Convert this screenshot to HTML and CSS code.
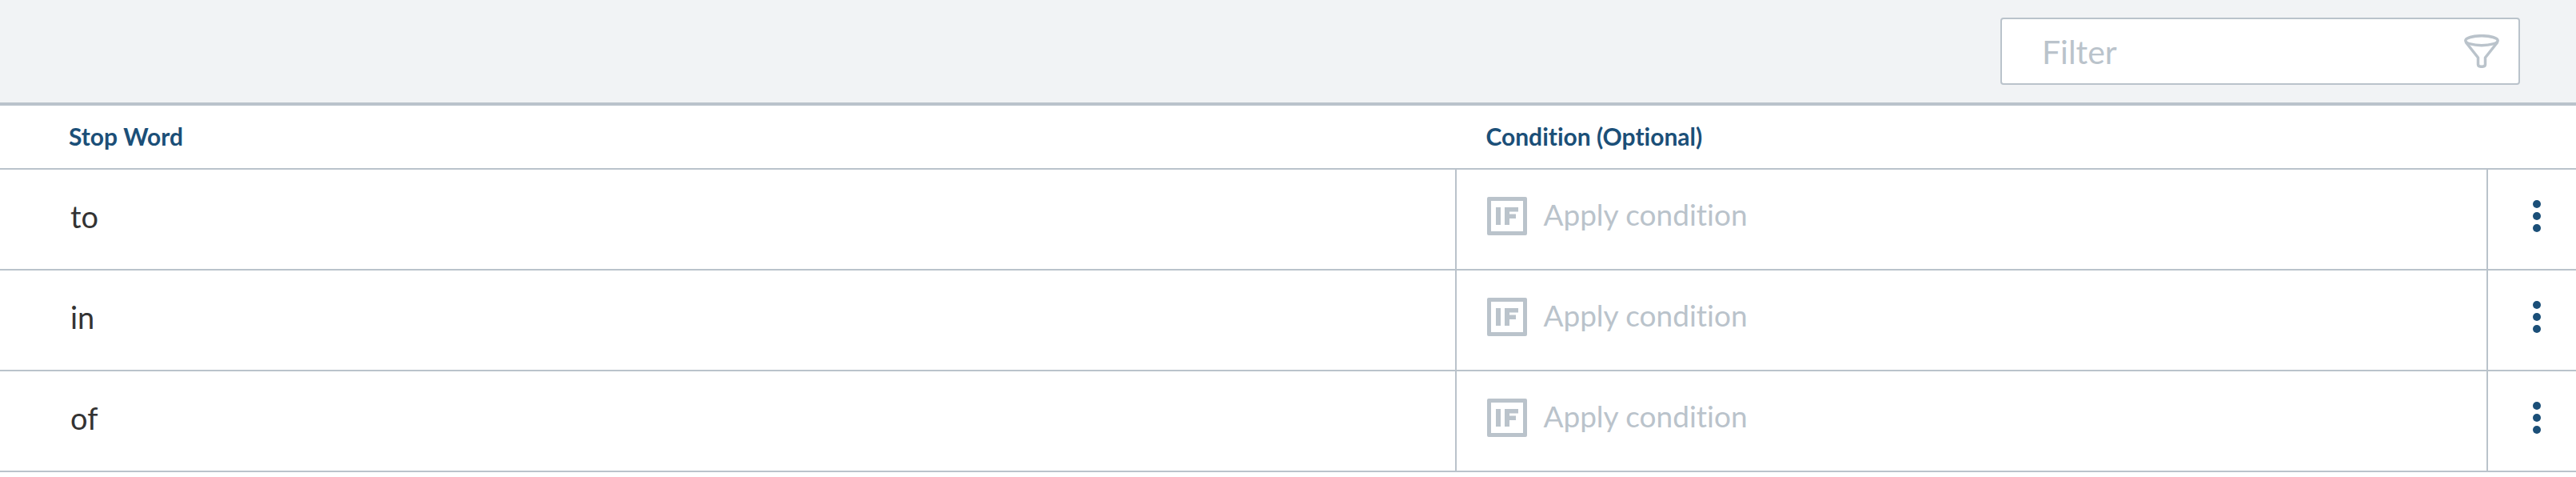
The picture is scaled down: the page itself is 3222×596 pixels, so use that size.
FILE: index.html
```html
<!DOCTYPE html>
<html lang="en">
<head>
<meta charset="utf-8">
<title>Stop Words</title>
<link rel="stylesheet" href="styles.css">
</head>
<body>
<svg class="sprite" aria-hidden="true">
  <symbol id="icon-if" viewBox="0 0 50 48">
    <path fill="currentColor" d="M0 2a2 2 0 0 1 2-2h46a2 2 0 0 1 2 2v44a2 2 0 0 1-2 2H2a2 2 0 0 1-2-2zM5 5v38h40V5z" fill-rule="evenodd"/>
    <path fill="currentColor" d="M11 13h6v22h-6zM22 13h17v5.500H28v3h8v5.500h-8v8h-6z"/>
  </symbol>
  <symbol id="icon-dots" viewBox="0 0 10 40">
    <g fill="currentColor"><circle cx="5" cy="5" r="5"/><circle cx="5" cy="20" r="5"/><circle cx="5" cy="35" r="5"/></g>
  </symbol>
</svg>
<header class="toolbar">
  <label class="filter">
    <input class="filter-input" type="text" placeholder="Filter" aria-label="Filter">
    <svg class="filter-icon" viewBox="0 0 44 42" aria-hidden="true">
      <g fill="none" stroke="currentColor" stroke-width="3.500" stroke-linejoin="round">
        <ellipse cx="22" cy="7.700" rx="20.200" ry="6"/>
        <path d="M2 9.500L17.500 29v8.500c0 2 2 2.800 4.500 2.800s4.500-.8 4.500-2.800v-8.500L42 9.500"/>
      </g>
    </svg>
  </label>
</header>
<table class="words">
  <colgroup><col class="col-word"><col><col class="col-menu"></colgroup>
  <thead>
    <tr><th scope="col">Stop Word</th><th scope="col" class="head-condition">Condition (Optional)</th><td></td></tr>
  </thead>
  <tbody>
    <tr>
      <td class="word">to</td>
      <td class="condition"><button class="apply" type="button"><svg class="if-icon" aria-hidden="true"><use href="#icon-if"/></svg><span>Apply condition</span></button></td>
      <td class="menu"><button class="more" type="button" aria-label="More actions"><svg class="dots-icon" aria-hidden="true"><use href="#icon-dots"/></svg></button></td>
    </tr>
    <tr>
      <td class="word">in</td>
      <td class="condition"><button class="apply" type="button"><svg class="if-icon" aria-hidden="true"><use href="#icon-if"/></svg><span>Apply condition</span></button></td>
      <td class="menu"><button class="more" type="button" aria-label="More actions"><svg class="dots-icon" aria-hidden="true"><use href="#icon-dots"/></svg></button></td>
    </tr>
    <tr>
      <td class="word">of</td>
      <td class="condition"><button class="apply" type="button"><svg class="if-icon" aria-hidden="true"><use href="#icon-if"/></svg><span>Apply condition</span></button></td>
      <td class="menu"><button class="more" type="button" aria-label="More actions"><svg class="dots-icon" aria-hidden="true"><use href="#icon-dots"/></svg></button></td>
    </tr>
  </tbody>
</table>
</body>
</html>
```

FILE: styles.css
```css
* { box-sizing: border-box; }

body {
  margin: 0;
  background: #fff;
  color: #333;
  font-family: Lato, "Liberation Sans", sans-serif;
  font-variant-ligatures: none;
}

.sprite { display: none; }

button {
  margin: 0;
  padding: 0;
  border: 0;
  background: none;
  font: inherit;
  font-variant-ligatures: none;
  cursor: pointer;
}

.toolbar {
  display: flex;
  justify-content: flex-end;
  padding: 22px 70px;
  background: #f1f3f5;
  border-bottom: 4px solid #bac3cb;
}

.filter {
  display: flex;
  align-items: center;
  width: 650px;
  height: 84px;
  padding: 0 24px 0 50px;
  border: 2px solid #bac3cb;
  border-radius: 4px;
  background: #fff;
  color: #bac3cb;
}

.filter-input {
  flex: 1;
  min-width: 0;
  padding: 2px 0 0;
  border: 0;
  outline: 0;
  background: none;
  color: #333;
  font: 41px/48px Lato, "Liberation Sans", sans-serif;
}

.filter-input::placeholder { color: #bac3cb; opacity: 1; }

.filter-icon {
  width: 44px;
  height: 42px;
}

.words {
  width: 100%;
  table-layout: fixed;
  border-collapse: separate;
  border-spacing: 0;
}

.col-word { width: 56.5%; }
.col-menu { width: 112px; }

th, td {
  padding: 0;
  border-bottom: 2px solid #bac3cb;
  text-align: left;
}

th {
  height: 80px;
  padding: 0 0 2px 86px;
  color: #1b4f78;
  font-size: 30px;
  line-height: 36px;
  font-weight: 700;
}

.head-condition { padding-left: 38px; }

.word {
  height: 126px;
  padding: 0 0 8px 88px;
  font-size: 38px;
  line-height: 46px;
}

.condition, .menu {
  padding-bottom: 8px;
  border-left: 2px solid #bac3cb;
}

.condition { padding-left: 38px; }

.apply {
  display: flex;
  align-items: center;
  gap: 20px;
  color: #bac3cb;
  font-size: 37px;
  line-height: 44px;
}

.apply span { padding-bottom: 4px; }

.if-icon {
  width: 50px;
  height: 48px;
}

.menu { padding-left: 12px; }

.more {
  display: flex;
  margin: 0 auto;
  padding: 0 12px;
  color: #1b4f78;
}

.dots-icon {
  width: 10px;
  height: 40px;
}
```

++++++++++

* [Exercise description]
Take each line containing the string "size" and copy it out.

* [Response below]
The picture is scaled down: the page itself is 3222×596 pixels, so use that size.
  font-size: 30px;
  font-size: 38px;
  font-size: 37px;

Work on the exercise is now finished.